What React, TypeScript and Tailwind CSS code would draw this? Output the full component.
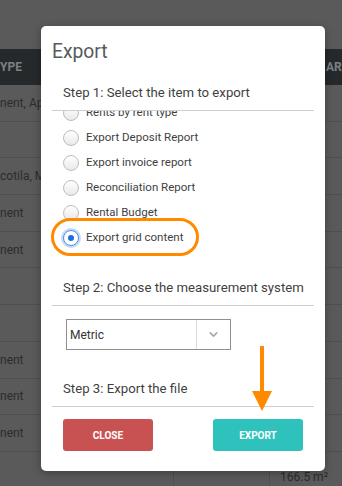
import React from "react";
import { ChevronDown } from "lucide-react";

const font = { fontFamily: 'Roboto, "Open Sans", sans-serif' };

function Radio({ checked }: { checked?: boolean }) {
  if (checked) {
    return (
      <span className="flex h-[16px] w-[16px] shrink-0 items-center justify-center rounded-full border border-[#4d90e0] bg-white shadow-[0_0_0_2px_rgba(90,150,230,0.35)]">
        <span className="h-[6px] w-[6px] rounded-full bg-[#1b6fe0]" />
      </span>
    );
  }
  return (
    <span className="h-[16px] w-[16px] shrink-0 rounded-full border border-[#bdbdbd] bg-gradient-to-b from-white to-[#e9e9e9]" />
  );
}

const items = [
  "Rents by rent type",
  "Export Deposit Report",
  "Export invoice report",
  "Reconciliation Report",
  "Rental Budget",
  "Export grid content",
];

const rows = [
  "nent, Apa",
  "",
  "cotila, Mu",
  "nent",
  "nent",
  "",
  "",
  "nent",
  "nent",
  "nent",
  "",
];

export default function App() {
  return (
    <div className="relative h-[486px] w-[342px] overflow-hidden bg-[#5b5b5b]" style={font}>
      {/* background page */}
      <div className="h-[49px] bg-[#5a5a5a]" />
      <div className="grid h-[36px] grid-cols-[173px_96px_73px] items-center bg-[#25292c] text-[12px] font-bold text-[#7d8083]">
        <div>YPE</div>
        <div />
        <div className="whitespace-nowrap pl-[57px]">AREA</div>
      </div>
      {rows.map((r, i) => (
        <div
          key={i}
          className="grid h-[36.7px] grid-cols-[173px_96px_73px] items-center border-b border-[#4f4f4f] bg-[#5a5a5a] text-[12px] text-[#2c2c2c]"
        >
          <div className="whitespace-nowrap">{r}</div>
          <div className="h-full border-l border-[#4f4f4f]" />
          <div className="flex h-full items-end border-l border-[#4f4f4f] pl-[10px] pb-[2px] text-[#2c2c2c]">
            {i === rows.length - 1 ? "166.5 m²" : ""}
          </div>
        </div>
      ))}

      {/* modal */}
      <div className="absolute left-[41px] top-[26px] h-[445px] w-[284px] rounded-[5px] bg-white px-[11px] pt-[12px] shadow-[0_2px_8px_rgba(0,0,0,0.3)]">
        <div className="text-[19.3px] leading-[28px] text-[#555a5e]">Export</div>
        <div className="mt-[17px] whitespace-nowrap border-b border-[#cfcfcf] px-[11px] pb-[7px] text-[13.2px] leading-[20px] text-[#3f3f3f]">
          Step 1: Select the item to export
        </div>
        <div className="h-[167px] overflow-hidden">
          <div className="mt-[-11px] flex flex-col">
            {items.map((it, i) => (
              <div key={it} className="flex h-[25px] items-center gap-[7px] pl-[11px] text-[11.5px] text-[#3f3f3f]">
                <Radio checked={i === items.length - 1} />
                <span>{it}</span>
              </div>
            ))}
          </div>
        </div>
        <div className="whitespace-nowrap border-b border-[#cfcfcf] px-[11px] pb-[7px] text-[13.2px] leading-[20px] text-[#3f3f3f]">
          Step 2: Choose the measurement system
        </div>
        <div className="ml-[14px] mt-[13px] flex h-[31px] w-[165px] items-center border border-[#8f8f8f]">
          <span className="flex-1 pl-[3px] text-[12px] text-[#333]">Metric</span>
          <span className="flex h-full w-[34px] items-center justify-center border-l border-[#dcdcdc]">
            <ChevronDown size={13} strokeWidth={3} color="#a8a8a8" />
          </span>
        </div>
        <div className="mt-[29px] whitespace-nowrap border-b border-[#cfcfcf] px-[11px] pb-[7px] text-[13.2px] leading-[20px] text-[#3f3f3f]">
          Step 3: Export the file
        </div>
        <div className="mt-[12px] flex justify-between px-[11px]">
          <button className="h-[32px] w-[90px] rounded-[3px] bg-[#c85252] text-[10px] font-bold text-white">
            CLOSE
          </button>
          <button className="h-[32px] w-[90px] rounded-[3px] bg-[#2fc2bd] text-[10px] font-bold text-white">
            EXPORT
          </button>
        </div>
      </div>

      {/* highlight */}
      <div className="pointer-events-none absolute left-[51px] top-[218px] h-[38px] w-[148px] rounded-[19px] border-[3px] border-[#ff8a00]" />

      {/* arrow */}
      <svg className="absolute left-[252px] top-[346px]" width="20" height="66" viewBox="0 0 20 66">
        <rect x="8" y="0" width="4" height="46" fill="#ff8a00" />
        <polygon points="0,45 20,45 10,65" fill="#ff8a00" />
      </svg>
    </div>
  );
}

▸ **DIRECTION**:
With the pictures left out, transcribe the material exactly.

▸ **FINISHED TASK**:
What React, TypeScript and Tailwind CSS code would draw this? Output the full component.
import React from "react";
import { ChevronDown } from "lucide-react";

const font = { fontFamily: 'Roboto, "Open Sans", sans-serif' };

function Radio({ checked }: { checked?: boolean }) {
  if (checked) {
    return (
      <span className="flex h-[16px] w-[16px] shrink-0 items-center justify-center rounded-full border border-[#4d90e0] bg-white shadow-[0_0_0_2px_rgba(90,150,230,0.35)]">
        <span className="h-[6px] w-[6px] rounded-full bg-[#1b6fe0]" />
      </span>
    );
  }
  return (
    <span className="h-[16px] w-[16px] shrink-0 rounded-full border border-[#bdbdbd] bg-gradient-to-b from-white to-[#e9e9e9]" />
  );
}

const items = [
  "Rents by rent type",
  "Export Deposit Report",
  "Export invoice report",
  "Reconciliation Report",
  "Rental Budget",
  "Export grid content",
];

const rows = [
  "nent, Apa",
  "",
  "cotila, Mu",
  "nent",
  "nent",
  "",
  "",
  "nent",
  "nent",
  "nent",
  "",
];

export default function App() {
  return (
    <div className="relative h-[486px] w-[342px] overflow-hidden bg-[#5b5b5b]" style={font}>
      {/* background page */}
      <div className="h-[49px] bg-[#5a5a5a]" />
      <div className="grid h-[36px] grid-cols-[173px_96px_73px] items-center bg-[#25292c] text-[12px] font-bold text-[#7d8083]">
        <div>YPE</div>
        <div />
        <div className="whitespace-nowrap pl-[57px]">AREA</div>
      </div>
      {rows.map((r, i) => (
        <div
          key={i}
          className="grid h-[36.7px] grid-cols-[173px_96px_73px] items-center border-b border-[#4f4f4f] bg-[#5a5a5a] text-[12px] text-[#2c2c2c]"
        >
          <div className="whitespace-nowrap">{r}</div>
          <div className="h-full border-l border-[#4f4f4f]" />
          <div className="flex h-full items-end border-l border-[#4f4f4f] pl-[10px] pb-[2px] text-[#2c2c2c]">
            {i === rows.length - 1 ? "166.5 m²" : ""}
          </div>
        </div>
      ))}

      {/* modal */}
      <div className="absolute left-[41px] top-[26px] h-[445px] w-[284px] rounded-[5px] bg-white px-[11px] pt-[12px] shadow-[0_2px_8px_rgba(0,0,0,0.3)]">
        <div className="text-[19.3px] leading-[28px] text-[#555a5e]">Export</div>
        <div className="mt-[17px] whitespace-nowrap border-b border-[#cfcfcf] px-[11px] pb-[7px] text-[13.2px] leading-[20px] text-[#3f3f3f]">
          Step 1: Select the item to export
        </div>
        <div className="h-[167px] overflow-hidden">
          <div className="mt-[-11px] flex flex-col">
            {items.map((it, i) => (
              <div key={it} className="flex h-[25px] items-center gap-[7px] pl-[11px] text-[11.5px] text-[#3f3f3f]">
                <Radio checked={i === items.length - 1} />
                <span>{it}</span>
              </div>
            ))}
          </div>
        </div>
        <div className="whitespace-nowrap border-b border-[#cfcfcf] px-[11px] pb-[7px] text-[13.2px] leading-[20px] text-[#3f3f3f]">
          Step 2: Choose the measurement system
        </div>
        <div className="ml-[14px] mt-[13px] flex h-[31px] w-[165px] items-center border border-[#8f8f8f]">
          <span className="flex-1 pl-[3px] text-[12px] text-[#333]">Metric</span>
          <span className="flex h-full w-[34px] items-center justify-center border-l border-[#dcdcdc]">
            <ChevronDown size={13} strokeWidth={3} color="#a8a8a8" />
          </span>
        </div>
        <div className="mt-[29px] whitespace-nowrap border-b border-[#cfcfcf] px-[11px] pb-[7px] text-[13.2px] leading-[20px] text-[#3f3f3f]">
          Step 3: Export the file
        </div>
        <div className="mt-[12px] flex justify-between px-[11px]">
          <button className="h-[32px] w-[90px] rounded-[3px] bg-[#c85252] text-[10px] font-bold text-white">
            CLOSE
          </button>
          <button className="h-[32px] w-[90px] rounded-[3px] bg-[#2fc2bd] text-[10px] font-bold text-white">
            EXPORT
          </button>
        </div>
      </div>

      {/* highlight */}
      <div className="pointer-events-none absolute left-[51px] top-[218px] h-[38px] w-[148px] rounded-[19px] border-[3px] border-[#ff8a00]" />

      {/* arrow */}
      <svg className="absolute left-[252px] top-[346px]" width="20" height="66" viewBox="0 0 20 66">
        <rect x="8" y="0" width="4" height="46" fill="#ff8a00" />
        <polygon points="0,45 20,45 10,65" fill="#ff8a00" />
      </svg>
    </div>
  );
}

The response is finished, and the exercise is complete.